▸ What is needed: Repeat the lines below exactly as they appear, but leave out the images.

▸ Dataset excerpt:
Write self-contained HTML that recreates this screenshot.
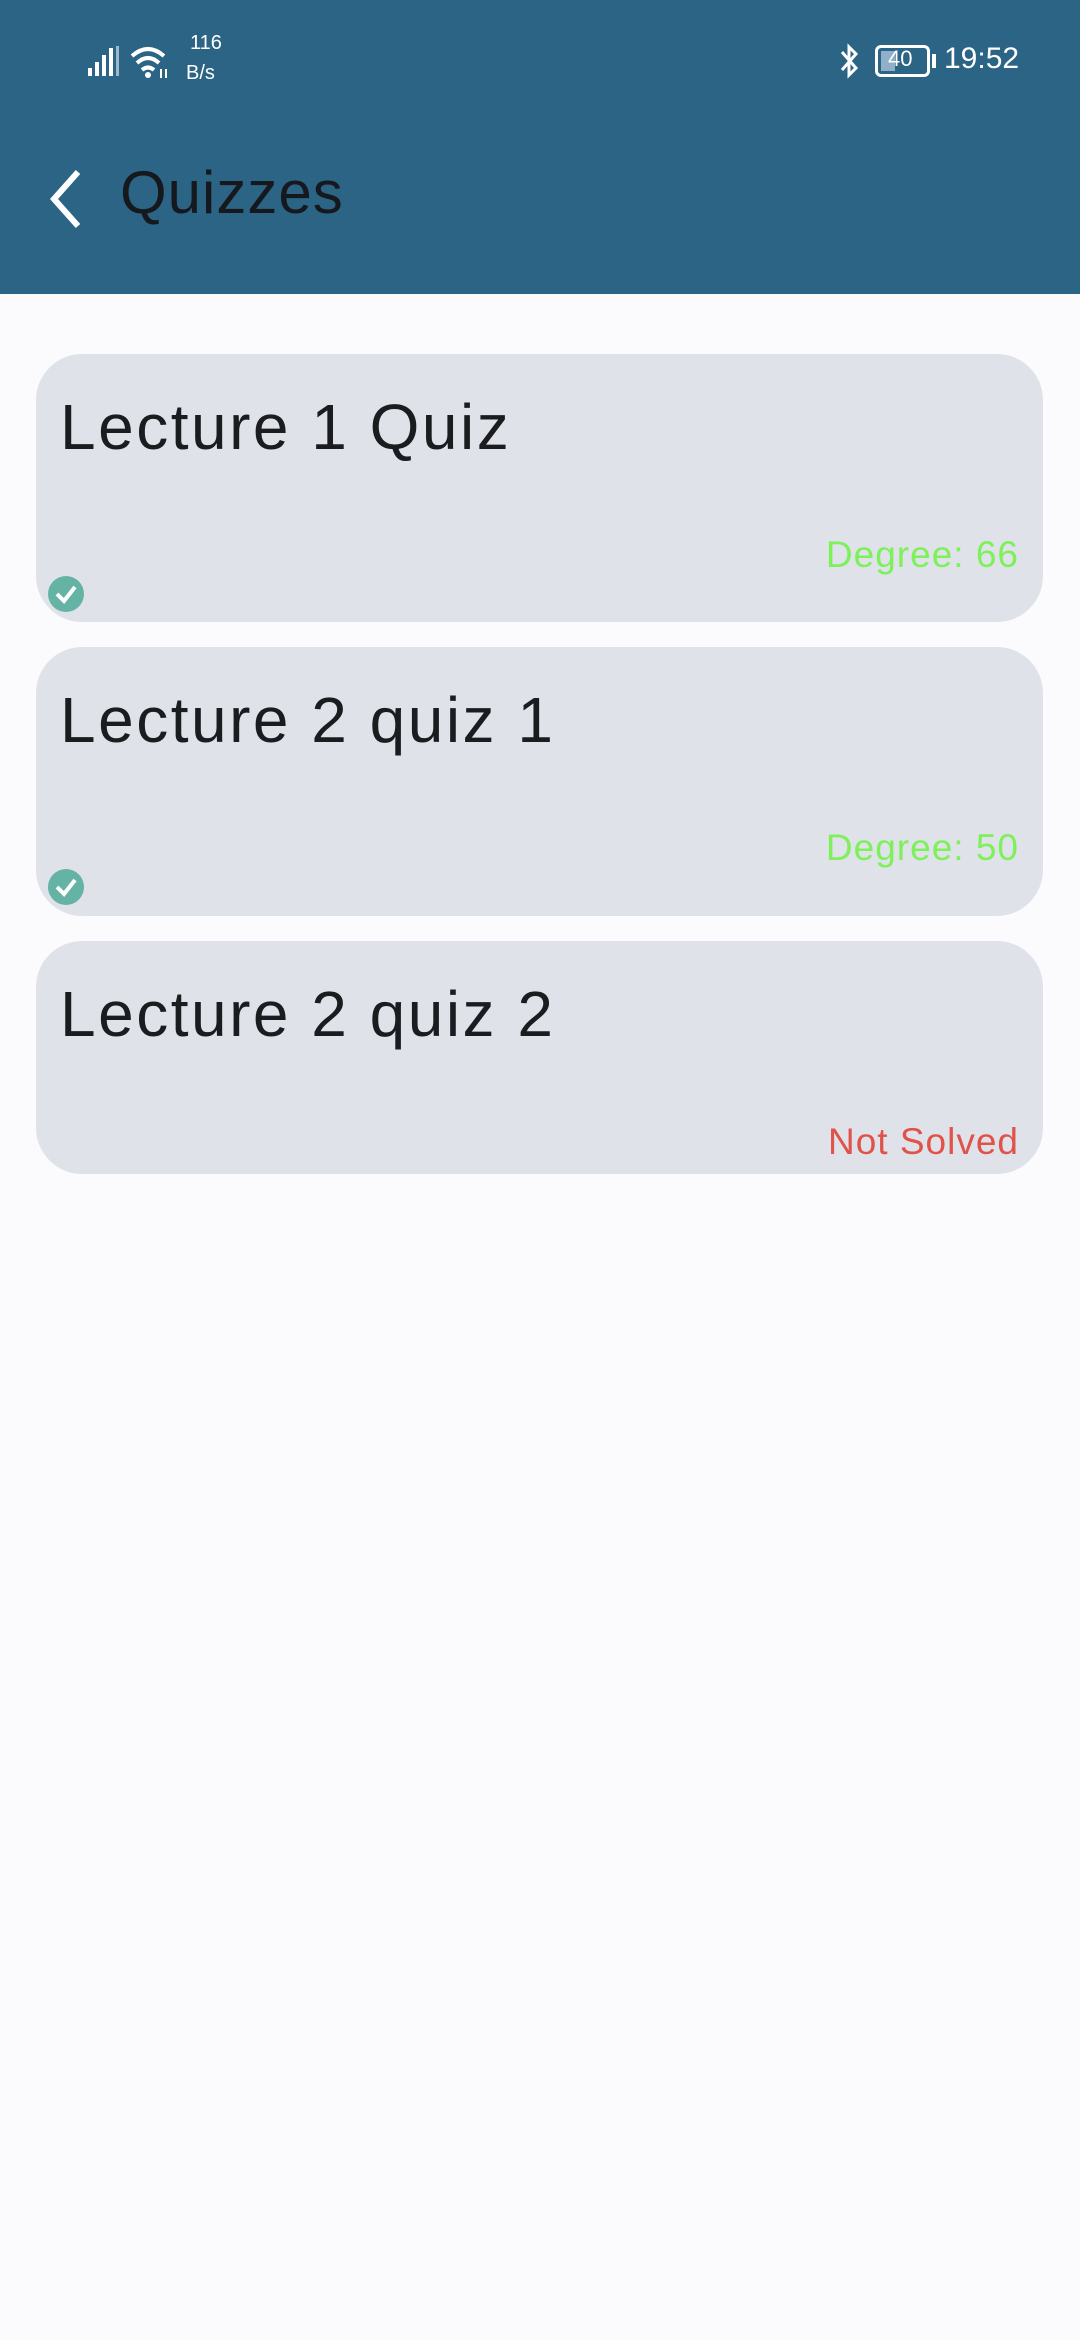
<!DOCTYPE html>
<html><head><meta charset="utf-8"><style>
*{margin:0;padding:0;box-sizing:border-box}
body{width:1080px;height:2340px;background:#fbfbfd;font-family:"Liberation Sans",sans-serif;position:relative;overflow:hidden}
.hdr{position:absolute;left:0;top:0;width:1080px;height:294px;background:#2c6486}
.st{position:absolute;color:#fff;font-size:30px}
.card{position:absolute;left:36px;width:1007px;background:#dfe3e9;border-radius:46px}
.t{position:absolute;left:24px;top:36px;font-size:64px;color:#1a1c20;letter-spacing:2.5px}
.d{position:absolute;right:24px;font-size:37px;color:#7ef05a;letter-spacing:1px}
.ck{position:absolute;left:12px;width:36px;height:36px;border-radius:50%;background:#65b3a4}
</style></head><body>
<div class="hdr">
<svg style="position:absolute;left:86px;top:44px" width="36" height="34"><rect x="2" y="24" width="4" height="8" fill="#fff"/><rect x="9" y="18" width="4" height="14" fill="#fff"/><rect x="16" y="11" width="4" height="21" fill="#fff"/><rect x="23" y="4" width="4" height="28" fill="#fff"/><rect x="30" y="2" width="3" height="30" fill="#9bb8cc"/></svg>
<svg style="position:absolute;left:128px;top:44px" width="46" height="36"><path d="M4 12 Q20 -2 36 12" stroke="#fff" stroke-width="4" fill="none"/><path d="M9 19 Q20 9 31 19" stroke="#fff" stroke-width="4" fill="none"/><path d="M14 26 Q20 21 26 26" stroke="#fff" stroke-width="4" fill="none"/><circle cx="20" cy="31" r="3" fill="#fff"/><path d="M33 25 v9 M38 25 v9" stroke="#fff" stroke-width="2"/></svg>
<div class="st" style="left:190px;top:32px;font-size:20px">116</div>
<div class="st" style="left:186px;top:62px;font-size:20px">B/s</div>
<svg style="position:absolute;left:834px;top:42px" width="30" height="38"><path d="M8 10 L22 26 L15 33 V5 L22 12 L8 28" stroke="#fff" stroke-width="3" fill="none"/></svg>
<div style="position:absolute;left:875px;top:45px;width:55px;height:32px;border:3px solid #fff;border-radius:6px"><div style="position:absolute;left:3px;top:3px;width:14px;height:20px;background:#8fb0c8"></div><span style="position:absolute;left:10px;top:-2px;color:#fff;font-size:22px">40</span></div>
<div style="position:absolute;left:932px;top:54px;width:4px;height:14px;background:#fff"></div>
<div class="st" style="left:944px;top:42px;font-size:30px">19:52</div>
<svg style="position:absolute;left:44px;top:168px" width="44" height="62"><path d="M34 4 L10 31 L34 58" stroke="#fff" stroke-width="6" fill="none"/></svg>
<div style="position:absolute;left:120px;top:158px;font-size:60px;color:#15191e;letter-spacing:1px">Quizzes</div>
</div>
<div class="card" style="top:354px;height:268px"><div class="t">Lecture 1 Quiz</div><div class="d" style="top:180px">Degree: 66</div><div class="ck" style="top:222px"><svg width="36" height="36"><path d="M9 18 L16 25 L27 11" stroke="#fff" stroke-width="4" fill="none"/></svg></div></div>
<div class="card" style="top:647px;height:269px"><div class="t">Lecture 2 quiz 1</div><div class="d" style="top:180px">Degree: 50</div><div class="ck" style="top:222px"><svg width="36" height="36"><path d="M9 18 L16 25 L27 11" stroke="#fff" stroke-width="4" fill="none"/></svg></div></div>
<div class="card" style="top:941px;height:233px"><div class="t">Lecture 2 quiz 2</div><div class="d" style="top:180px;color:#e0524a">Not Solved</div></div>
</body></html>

▸ Task result:
Write self-contained HTML that recreates this screenshot.
<!DOCTYPE html>
<html><head><meta charset="utf-8"><style>
*{margin:0;padding:0;box-sizing:border-box}
body{width:1080px;height:2340px;background:#fbfbfd;font-family:"Liberation Sans",sans-serif;position:relative;overflow:hidden}
.hdr{position:absolute;left:0;top:0;width:1080px;height:294px;background:#2c6486}
.st{position:absolute;color:#fff;font-size:30px}
.card{position:absolute;left:36px;width:1007px;background:#dfe3e9;border-radius:46px}
.t{position:absolute;left:24px;top:36px;font-size:64px;color:#1a1c20;letter-spacing:2.5px}
.d{position:absolute;right:24px;font-size:37px;color:#7ef05a;letter-spacing:1px}
.ck{position:absolute;left:12px;width:36px;height:36px;border-radius:50%;background:#65b3a4}
</style></head><body>
<div class="hdr">
<svg style="position:absolute;left:86px;top:44px" width="36" height="34"><rect x="2" y="24" width="4" height="8" fill="#fff"/><rect x="9" y="18" width="4" height="14" fill="#fff"/><rect x="16" y="11" width="4" height="21" fill="#fff"/><rect x="23" y="4" width="4" height="28" fill="#fff"/><rect x="30" y="2" width="3" height="30" fill="#9bb8cc"/></svg>
<svg style="position:absolute;left:128px;top:44px" width="46" height="36"><path d="M4 12 Q20 -2 36 12" stroke="#fff" stroke-width="4" fill="none"/><path d="M9 19 Q20 9 31 19" stroke="#fff" stroke-width="4" fill="none"/><path d="M14 26 Q20 21 26 26" stroke="#fff" stroke-width="4" fill="none"/><circle cx="20" cy="31" r="3" fill="#fff"/><path d="M33 25 v9 M38 25 v9" stroke="#fff" stroke-width="2"/></svg>
<div class="st" style="left:190px;top:32px;font-size:20px">116</div>
<div class="st" style="left:186px;top:62px;font-size:20px">B/s</div>
<svg style="position:absolute;left:834px;top:42px" width="30" height="38"><path d="M8 10 L22 26 L15 33 V5 L22 12 L8 28" stroke="#fff" stroke-width="3" fill="none"/></svg>
<div style="position:absolute;left:875px;top:45px;width:55px;height:32px;border:3px solid #fff;border-radius:6px"><div style="position:absolute;left:3px;top:3px;width:14px;height:20px;background:#8fb0c8"></div><span style="position:absolute;left:10px;top:-2px;color:#fff;font-size:22px">40</span></div>
<div style="position:absolute;left:932px;top:54px;width:4px;height:14px;background:#fff"></div>
<div class="st" style="left:944px;top:42px;font-size:30px">19:52</div>
<svg style="position:absolute;left:44px;top:168px" width="44" height="62"><path d="M34 4 L10 31 L34 58" stroke="#fff" stroke-width="6" fill="none"/></svg>
<div style="position:absolute;left:120px;top:158px;font-size:60px;color:#15191e;letter-spacing:1px">Quizzes</div>
</div>
<div class="card" style="top:354px;height:268px"><div class="t">Lecture 1 Quiz</div><div class="d" style="top:180px">Degree: 66</div><div class="ck" style="top:222px"><svg width="36" height="36"><path d="M9 18 L16 25 L27 11" stroke="#fff" stroke-width="4" fill="none"/></svg></div></div>
<div class="card" style="top:647px;height:269px"><div class="t">Lecture 2 quiz 1</div><div class="d" style="top:180px">Degree: 50</div><div class="ck" style="top:222px"><svg width="36" height="36"><path d="M9 18 L16 25 L27 11" stroke="#fff" stroke-width="4" fill="none"/></svg></div></div>
<div class="card" style="top:941px;height:233px"><div class="t">Lecture 2 quiz 2</div><div class="d" style="top:180px;color:#e0524a">Not Solved</div></div>
</body></html>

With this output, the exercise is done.